Microbiologist and former Zambian Cabinet minister Nkandu Luo told delegates at the third International Conference on Public Health in Africa held in Lusaka, Zambia, recently, that most women are susceptible to diseases because of the roles they play.
“Women are likely to suffer from respiratory diseases because of the nature of the work they do. Women spend most of their time cleaning houses or tilling the land. They are exposed to house dust and environmental pollutants. We don't even do research on that," she said.
“Women are likely to die much earlier than men because of the pressures they go through, including psychological pressures and the heavy work burden that they have. What they all share is a recognition that their sickness is somehow caused by situations they face everyday at home and at work.”
- ‘Climate change to blame for Africa's continual cholera outbreak’- Africa CDC Director
- African women, the unsung heroes of the continent’s health
- Women’s health: Recognising the invisible crisis on the continent
The conference ran under the theme, Breaking Barriers: Repositioning Africa in the Global Health Architecture.
Luo added that women are at a greater risk of dying in sub-Saharan Africa than in any other region of the world.
"Women suffer from common infections because of sitting at the bed of the sick. They are the caregivers in the homes and in hospitals. I recall when we were fighting the HIV epidemic, women were the ones who were caring for the sick. If the man is sick, the woman will stand by him until his death. But if it is a woman who is sick, the man will find it possible to ask the mother, aunty, sister or grandmother to care for the wife. They are the carers. They are the ones caring for children, for persons living with disabilities and for everyone technically,” she added.
According to the World Health Organisation, women constitute 70% of the health workforce globally, deliver healthcare to about five billion people and contribute an estimated US$3 trillion annually to global health. They also hold over 80% of nursing jobs, over 90% midwifery positions and only 25% of leadership roles in health.
United Nations Special Rapporteur on the Right to Health Tlaleng Mofokeng highlighted how law and health can impede each other especially with regards to young women's access to adequate health.
Mofokeng said South African athlete Caster Semenya encountered racism and discrimination when she was forced to take hormonal treatment to decrease her naturally occurring testosterone levels for her to take part in international competitions.
"That regulation exacerbated the racism she was facing as a black woman.
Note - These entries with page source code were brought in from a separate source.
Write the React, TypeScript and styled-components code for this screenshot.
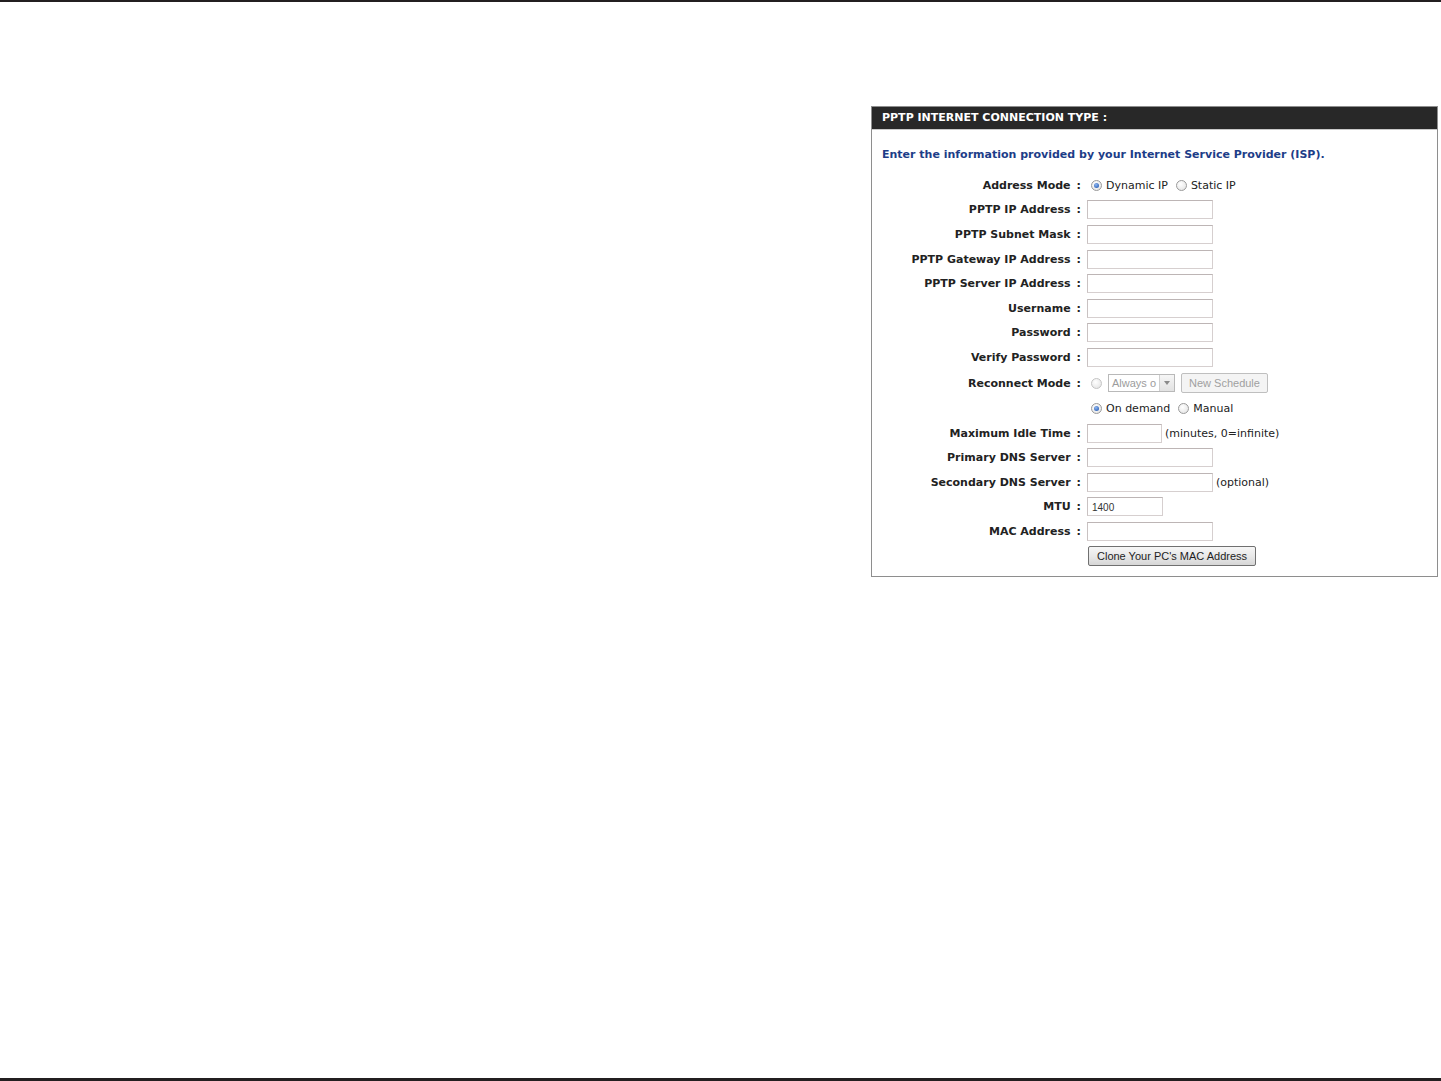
import React from 'react';
import styled, { createGlobalStyle } from 'styled-components';

const GlobalStyle = createGlobalStyle`
  html, body {
    margin: 0;
    padding: 0;
    background: #fff;
  }
  body {
    font-family: "DejaVu Sans", Verdana, sans-serif;
  }
`;

const Page = styled.div`
  box-sizing: border-box;
  width: 1441px;
  height: 1081px;
  border-top: 2px solid #231f20;
  border-bottom: 3px solid #231f20;
  padding: 104px 0 0 871px;
`;

const Panel = styled.section`
  width: 567px;
  box-sizing: border-box;
  border: 1px solid #8e8e8e;
  background: #fff;
  padding-bottom: 8px;
`;

const PanelHeader = styled.div`
  height: 22px;
  background: #282828;
  color: #fff;
  font-size: 11px;
  font-weight: bold;
  line-height: 22px;
  padding-left: 10px;
  border-bottom: 1px solid #c9c9c9;
`;

const Intro = styled.p`
  margin: 0;
  padding: 17px 0 11px 10px;
  font-size: 11px;
  line-height: 15px;
  font-weight: bold;
  color: #1d3d88;
`;

const Row = styled.div<{ $h?: number }>`
  display: grid;
  grid-template-columns: 211px 1fr;
  column-gap: 4px;
  align-items: center;
  height: ${(p) => p.$h ?? 24.6}px;
`;

const Label = styled.div`
  text-align: right;
  font-size: 11px;
  font-weight: bold;
  color: #222;
  white-space: nowrap;
  padding-right: 2px;
`;

const Colon = styled.span`
  margin-left: 6px;
`;

const Field = styled.div`
  display: flex;
  align-items: center;
  font-size: 11px;
  color: #222;
  white-space: nowrap;
`;

const TextBox = styled.input<{ $w?: number }>`
  box-sizing: border-box;
  width: ${(p) => p.$w ?? 126}px;
  height: 19px;
  margin: 0;
  padding: 1px 4px 0;
  border: 1px solid #d6cfcf;
  border-top-color: #bdb5b5;
  border-left-color: #c9c2c2;
  background: #fff;
  font-family: "Liberation Sans", Arial, sans-serif;
  font-size: 10px;
  color: #333;
  outline: none;
`;

const Hint = styled.span`
  margin-left: 3px;
  font-size: 11px;
  color: #222;
`;

const Radio = styled.span<{ $on?: boolean; $faded?: boolean }>`
  position: relative;
  box-sizing: border-box;
  width: 11px;
  height: 11px;
  border-radius: 50%;
  margin: 0 4px 0 4px;
  border: 1px solid ${(p) => (p.$faded ? '#c4c4c4' : '#9a9a9a')};
  background: radial-gradient(circle at 40% 35%, #fff 0%, #e6e6e6 80%);
  flex: none;

  &::after {
    content: '';
    display: ${(p) => (p.$on ? 'block' : 'none')};
    position: absolute;
    left: 2px;
    top: 2px;
    width: 5px;
    height: 5px;
    border-radius: 50%;
    background: radial-gradient(circle at 40% 35%, #8fb7f0 0%, #2e62b8 80%);
  }
`;

const RadioText = styled.span`
  margin-right: 4px;
`;

const Select = styled.div`
  box-sizing: border-box;
  display: flex;
  align-items: center;
  width: 67px;
  height: 18px;
  margin-left: 2px;
  border: 1px solid #b9b9b9;
  background: #fff;
  font-family: "Liberation Sans", Arial, sans-serif;
  font-size: 11px;
  color: #9c9c9c;
  overflow: hidden;
`;

const SelectValue = styled.span`
  flex: 1;
  padding-left: 3px;
  overflow: hidden;
`;

const SelectArrow = styled.div`
  box-sizing: border-box;
  width: 15px;
  height: 100%;
  border-left: 1px solid #cfcfcf;
  background: linear-gradient(#f6f6f6, #e2e2e2);
  display: flex;
  align-items: center;
  justify-content: center;

  &::before {
    content: '';
    border-left: 3px solid transparent;
    border-right: 3px solid transparent;
    border-top: 4px solid #8a8a8a;
  }
`;

const Button = styled.button<{ $disabled?: boolean }>`
  box-sizing: border-box;
  height: 20px;
  margin: 0 0 0 ${(p) => (p.$disabled ? 6 : 1)}px;
  padding: 0 ${(p) => (p.$disabled ? 7 : 8)}px;
  border: 1px solid ${(p) => (p.$disabled ? '#bfbfbf' : '#707070')};
  border-radius: 2px;
  background: ${(p) =>
    p.$disabled ? '#f4f4f4' : 'linear-gradient(#f6f6f6 0%, #e9e9e9 50%, #d6d6d6 100%)'};
  font-family: "Liberation Sans", Arial, sans-serif;
  font-size: 11px;
  color: ${(p) => (p.$disabled ? '#a0a0a0' : '#1e1e1e')};
  cursor: default;
`;

type FieldRow = { label: string; w?: number; value?: string; hint?: string };

const textRows: FieldRow[] = [
  { label: 'PPTP IP Address' },
  { label: 'PPTP Subnet Mask' },
  { label: 'PPTP Gateway IP Address' },
  { label: 'PPTP Server IP Address' },
  { label: 'Username' },
  { label: 'Password' },
  { label: 'Verify Password' },
];

const lowerRows: FieldRow[] = [
  { label: 'Maximum Idle Time', w: 75, hint: '(minutes, 0=infinite)' },
  { label: 'Primary DNS Server' },
  { label: 'Secondary DNS Server', hint: '(optional)' },
  { label: 'MTU', w: 76, value: '1400' },
  { label: 'MAC Address' },
];

const RowLabel: React.FC<{ text: string }> = ({ text }) => (
  <Label>
    {text}
    <Colon>:</Colon>
  </Label>
);

const TextRow: React.FC<FieldRow> = ({ label, w, value, hint }) => (
  <Row>
    <RowLabel text={label} />
    <Field>
      <TextBox $w={w} defaultValue={value} />
      {hint && <Hint>{hint}</Hint>}
    </Field>
  </Row>
);

export default function App() {
  return (
    <>
      <GlobalStyle />
      <Page>
        <Panel>
          <PanelHeader>PPTP INTERNET CONNECTION TYPE :</PanelHeader>
          <Intro>Enter the information provided by your Internet Service Provider (ISP).</Intro>

          <Row>
            <RowLabel text="Address Mode" />
            <Field>
              <Radio $on />
              <RadioText>Dynamic IP</RadioText>
              <Radio />
              <RadioText>Static IP</RadioText>
            </Field>
          </Row>

          {textRows.map((r) => (
            <TextRow key={r.label} {...r} />
          ))}

          <Row $h={27}>
            <RowLabel text="Reconnect Mode" />
            <Field>
              <Radio $faded />
              <Select>
                <SelectValue>Always o</SelectValue>
                <SelectArrow />
              </Select>
              <Button $disabled>New Schedule</Button>
            </Field>
          </Row>

          <Row $h={24}>
            <div />
            <Field>
              <Radio $on />
              <RadioText>On demand</RadioText>
              <Radio />
              <RadioText>Manual</RadioText>
            </Field>
          </Row>

          {lowerRows.map((r) => (
            <TextRow key={r.label} {...r} />
          ))}

          <Row>
            <div />
            <Field>
              <Button>Clone Your PC's MAC Address</Button>
            </Field>
          </Row>
        </Panel>
      </Page>
    </>
  );
}
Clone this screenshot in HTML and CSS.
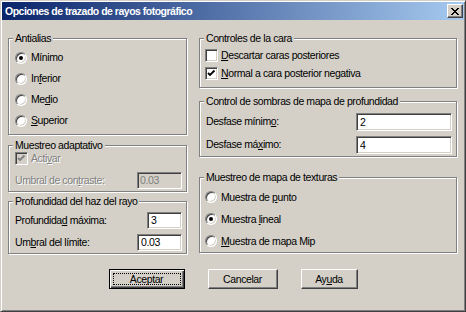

Had she refused to take treatment she would no longer be allowed to participate in international competitions. This affected her for more than a decade," Mofokeng said.
Zimbabwe is currently battling a cholera outbreak with women being the primary caregivers putting them at risk of contracting the epidemic disease that has ravaged over 18 African countries according to the report by Centres for Disease Control and Prevention (Africa CDC).
Public health specialist and Mashonaland West provincial medical director Celestino Dhege in an interview said women and young girls were generally disadvantaged in society on issues to do with access to adequate health.
“When an area has outbreaks of diseases such as cholera obviously, they can negatively affect women. The Health ministry has employed village health workers who are playing a critical role and in doing so are also conscientising other women and young girls on how best they can access healthcare.
"Women and young girls are generally disadvantaged. They constitute 50% of the population but in the employment sector there are less women. The work they do such as vending and subsistence farming is informal and this kind of work is not well remunerated,” he said.
"A lot of women travel long distances to access health facilities. Decisions to access health are made by men and sometimes that could be a disadvantage to a woman.
"Women have a lot of roles to play, looking after the family, looking after the health of the family is their responsibility. In that regard it means that they can ignore their health to a greater extent focusing on the children's health, the husband's as well the family at large. They might not find time to consider their health as a priority.”
Health systems specialist and deputy director of policy, planning and health economics Tonderai Kadzere added: "We cannot achieve health equity without addressing the issues of gender. Gender is one of the major determinants of health. Being a woman, being a girl or a man, itself is a risk on its own in terms of healthcare issues. The new public health order that Africa CDC is moving towards is now mainstreaming gender in healthcare.”
He also emphasised the importance of research on issues to do with health saying it is a key principle which has made the government able to come up with effective healthcare policies.
But in Chitenderano area, in Nyazura, Maungwa feels her contribution to their tobacco farming business is all that is needed. Getting a cough is a primary thing to her as she thinks it is part of her everyday life.